Gold and silver fell sharply on Thursday, causing unrest in the markets that were already tense due to rising financial stress in the U.S.
Spot gold fell by more than 3%, while silver plummeted by more than 10%. This reversed part of their recent upward movement.
Bad news for gold and silver amid record U.S. debt and rising bankruptcies
At the time of writing, gold is trading at $4,956, a decrease of 3.97%, while silver is trading at $76.74 after a loss of 10.65% in the past 24 hours.
Due to this sudden wave of selling, analysts and investors are wondering whether a broader revaluation of hard assets may be occurring.
The retreat of precious metals occurs amid increasing economic pressure. In the past three weeks, 18 U.S. companies with debts of over $50 million have filed for bankruptcy.
Notably, this is the fastest pace since the pandemic and is nearing levels last seen during the financial crisis of 2009.
Meanwhile, the New York Fed announced in a press release that household debt has reached a record $18.8 trillion. Mortgages, auto loans, credit card debt, and student loans are all at historical highs.

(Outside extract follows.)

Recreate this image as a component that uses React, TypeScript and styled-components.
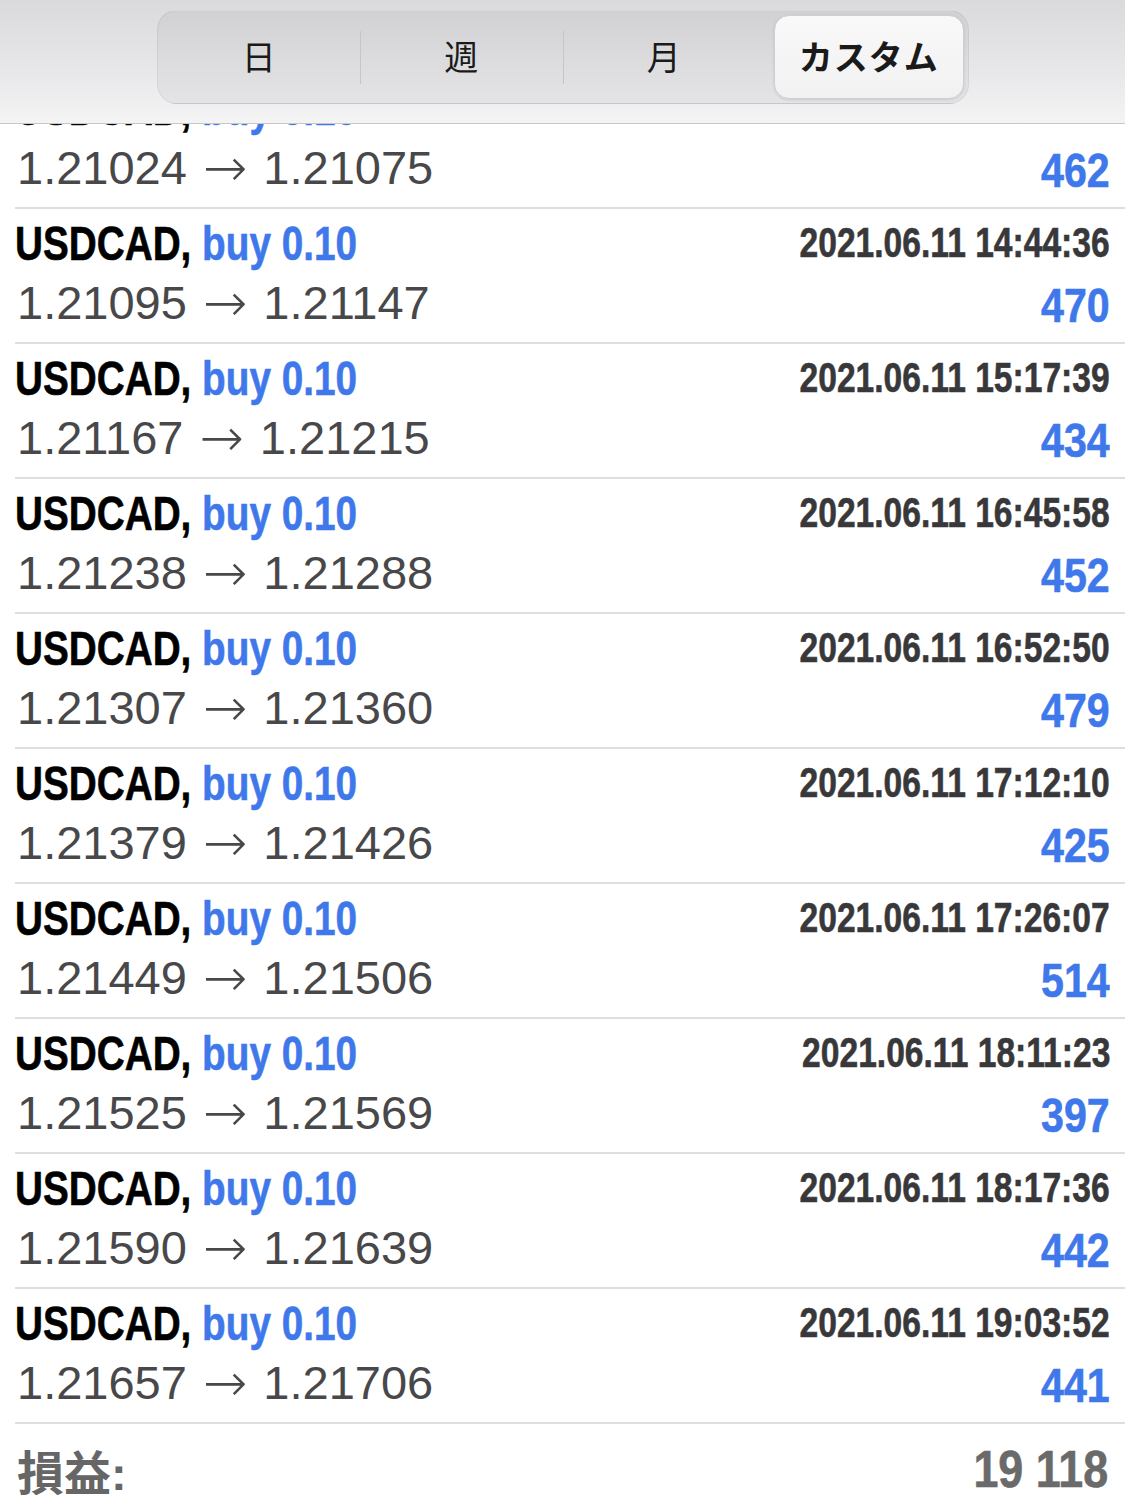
import React from "react";
import styled, { createGlobalStyle } from "styled-components";

const GlobalStyle = createGlobalStyle`
  html, body {
    margin: 0;
    padding: 0;
    overflow: hidden;
    background: #ffffff;
  }
  body {
    font-family: "Liberation Sans", Arial, "Noto Sans CJK JP", sans-serif;
  }
`;

const Screen = styled.div`
  width: 1125px;
  height: 1498px;
  overflow: hidden;
  display: flex;
  flex-direction: column;
  background: #ffffff;
`;

const Header = styled.header`
  flex: none;
  height: 123px;
  box-sizing: content-box;
  border-bottom: 1px solid #c8c8ca;
  background: linear-gradient(180deg, #dadadc 0%, #e8e8ea 60%, #f4f4f5 100%);
  display: flex;
  justify-content: center;
  align-items: flex-start;
`;

const Segmented = styled.div`
  margin-top: 10px;
  width: 812px;
  height: 94px;
  box-sizing: border-box;
  border-radius: 20px;
  border: 1px solid rgba(0, 0, 0, 0.05);
  background: linear-gradient(180deg, #d1d1d4 0%, #dcdcdf 55%, #e4e4e6 100%);
  display: grid;
  grid-template-columns: repeat(4, 1fr);
  align-items: stretch;
`;

const Segment = styled.div<{ $active?: boolean; $divider?: boolean }>`
  position: relative;
  display: flex;
  align-items: center;
  justify-content: center;
  font-family: "Noto Sans CJK JP", "Liberation Sans", sans-serif;
  font-size: 34px;
  font-weight: ${(p) => (p.$active ? 700 : 400)};
  color: #1a1a1a;
  margin: ${(p) => (p.$active ? "4px 4px 4px 9px" : "0")};
  padding-bottom: 3px;
  border-radius: 15px;
  background: ${(p) =>
    p.$active ? "linear-gradient(180deg, #f9f9f9 0%, #f1f1f2 100%)" : "transparent"};
  border: ${(p) => (p.$active ? "1px solid #cfcfd3" : "none")};
  box-shadow: ${(p) => (p.$active ? "0 1px 3px rgba(0,0,0,0.12)" : "none")};
  letter-spacing: ${(p) => (p.$active ? "1px" : "0")};

  &::after {
    content: "";
    display: ${(p) => (p.$divider ? "block" : "none")};
    position: absolute;
    right: -1px;
    top: 20px;
    width: 1px;
    height: 53px;
    background: #c6c6ca;
  }
`;

const List = styled.div`
  flex: 1;
  overflow: hidden;
  display: flex;
  flex-direction: column;
`;

const Row = styled.div<{ $first?: boolean }>`
  flex: none;
  margin-left: 15px;
  margin-top: ${(p) => (p.$first ? "-50px" : "0")};
  box-sizing: border-box;
  height: 135px;
  border-bottom: 2px solid #dedede;
  padding: 6px 15px 0 0;
  display: flex;
  flex-direction: column;
`;

const TopLine = styled.div`
  height: 55px;
  display: flex;
  align-items: center;
  justify-content: space-between;
`;

const BottomLine = styled.div`
  margin-top: 4px;
  height: 56px;
  display: flex;
  align-items: center;
  justify-content: space-between;
`;

const Condensed = styled.span<{ $right?: boolean }>`
  display: inline-block;
  white-space: nowrap;
  font-weight: 700;
  -webkit-text-stroke: 0.6px currentColor;
  transform: scaleX(0.79);
  transform-origin: ${(p) => (p.$right ? "right center" : "left center")};
`;

const Title = styled(Condensed)`
  font-size: 49px;
  color: #000000;
`;

const Blue = styled.span`
  color: #3f78ea;
`;

const DateText = styled(Condensed)`
  font-size: 42px;
  color: #38383a;
  transform: scaleX(0.8);
`;

const Price = styled.span`
  font-size: 47px;
  color: #48484a;
  white-space: nowrap;
  margin-left: 2px;
  display: flex;
  align-items: center;
  gap: 16px;
`;

const Arrow = styled.span`
  font-family: "DejaVu Sans", sans-serif;
  font-size: 53px;
  font-weight: 300;
  color: #48484a;
  line-height: 1;
`;

const Profit = styled(Condensed)`
  font-size: 49px;
  color: #3f78ea;
  margin-top: 5px;
  transform: scaleX(0.84);
`;

const Footer = styled.div`
  flex: none;
  margin-left: 15px;
  padding: 18px 15px 0 2px;
  height: 54px;
  display: flex;
  align-items: center;
  justify-content: space-between;
`;

const FooterLabel = styled.span`
  font-family: "Liberation Sans", "Noto Sans CJK JP", sans-serif;
  font-size: 47px;
  font-weight: 700;
  color: #666666;
`;

const FooterValue = styled(Condensed)`
  font-size: 51px;
  color: #6a6a6a;
  transform: scaleX(0.88);
  margin-right: 2px;
`;

type Trade = { date: string; from: string; to: string; profit: string };

const trades: Trade[] = [
  { date: "2021.06.11 14:21:05", from: "1.21024", to: "1.21075", profit: "462" },
  { date: "2021.06.11 14:44:36", from: "1.21095", to: "1.21147", profit: "470" },
  { date: "2021.06.11 15:17:39", from: "1.21167", to: "1.21215", profit: "434" },
  { date: "2021.06.11 16:45:58", from: "1.21238", to: "1.21288", profit: "452" },
  { date: "2021.06.11 16:52:50", from: "1.21307", to: "1.21360", profit: "479" },
  { date: "2021.06.11 17:12:10", from: "1.21379", to: "1.21426", profit: "425" },
  { date: "2021.06.11 17:26:07", from: "1.21449", to: "1.21506", profit: "514" },
  { date: "2021.06.11 18:11:23", from: "1.21525", to: "1.21569", profit: "397" },
  { date: "2021.06.11 18:17:36", from: "1.21590", to: "1.21639", profit: "442" },
  { date: "2021.06.11 19:03:52", from: "1.21657", to: "1.21706", profit: "441" },
];

export default function App() {
  return (
    <Screen>
      <GlobalStyle />
      <Header>
        <Segmented>
          <Segment $divider>日</Segment>
          <Segment $divider>週</Segment>
          <Segment>月</Segment>
          <Segment $active>カスタム</Segment>
        </Segmented>
      </Header>
      <List>
        {trades.map((t, i) => (
          <Row key={t.date} $first={i === 0}>
            <TopLine>
              <Title>
                USDCAD, <Blue>buy 0.10</Blue>
              </Title>
              <DateText $right>{t.date}</DateText>
            </TopLine>
            <BottomLine>
              <Price>
                <span>{t.from}</span>
                <Arrow>→</Arrow>
                <span>{t.to}</span>
              </Price>
              <Profit $right>{t.profit}</Profit>
            </BottomLine>
          </Row>
        ))}
        <Footer>
          <FooterLabel>損益:</FooterLabel>
          <FooterValue $right>19 118</FooterValue>
        </Footer>
      </List>
    </Screen>
  );
}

The number of serious credit card delinquencies rose to 12.7% in Q4 2025, the highest percentage since 2011, with younger households particularly under strain.
Such conditions usually arise later in the economic cycle, often preceding policy measures such as interest rate hikes or attempts to increase liquidity.
Bitcoin also remains under pressure, dropping to the $65,000 range as the largest crypto has seen stocks and traditional safe-haven assets left behind in recent months.
Digital assets are often seen as a hedge against macroeconomic uncertainty. However, recent trends show that digital assets have yet to fulfill that role effectively in this cycle.
Analysts divided over metal sell-off: Fed watchers focus on interest rate cuts and asset revaluation.
Analysts disagree and provide various explanations for the decline in precious metals. Some say it indicates short-term volatility within a broader trend of revaluation of hard assets.
“Gold was revalued by the U.S. at $5,000 and the market has caught up with this,” wrote macro analyst Marty Party, suggesting that authorities may use precious metals as a hedge against government debts, alongside digital assets like Bitcoin.
Others warn that tight liquidity conditions prevail and that more weakness could follow if financial stress continues to increase.
Policy watchers are closely monitoring the possible response of the Federal Reserve. Citi economists expect slower job growth in the spring and summer after the jobs report in January disappointed. This could create room for three interest rate cuts in 2026.
Historically, rising bankruptcies of companies and increasing consumer delinquencies precede easing of monetary policy. This means official support may come once economic pressure becomes more visible in the data.
The combination of record household debt, rising bankruptcies, and falling prices of hard assets indicates a market at a critical turning point.
“This economic decay, reflecting the signals of 2008, is no exception. It is a direct result of the current policy based on ideology: prioritizing inflationary spending and social reforms over fundamental economic stability and a competitive market,” responded Jade Kotonono, a well-known user on X.
Is the current crash of precious metals a temporary correction or the beginning of a revaluation that could take several years? Some bullish analysts expect that if gold stabilizes around $5,000, the shift to digital assets could accelerate quickly.
Nevertheless, the current situation presents both opportunities and risks, and investors should conduct thorough research.
As markets process unprecedented financial stress, gold, silver, and Bitcoin may still decline further. On the other hand, a stabilizing policy response could be a catalyst for the next phase of asset repricing.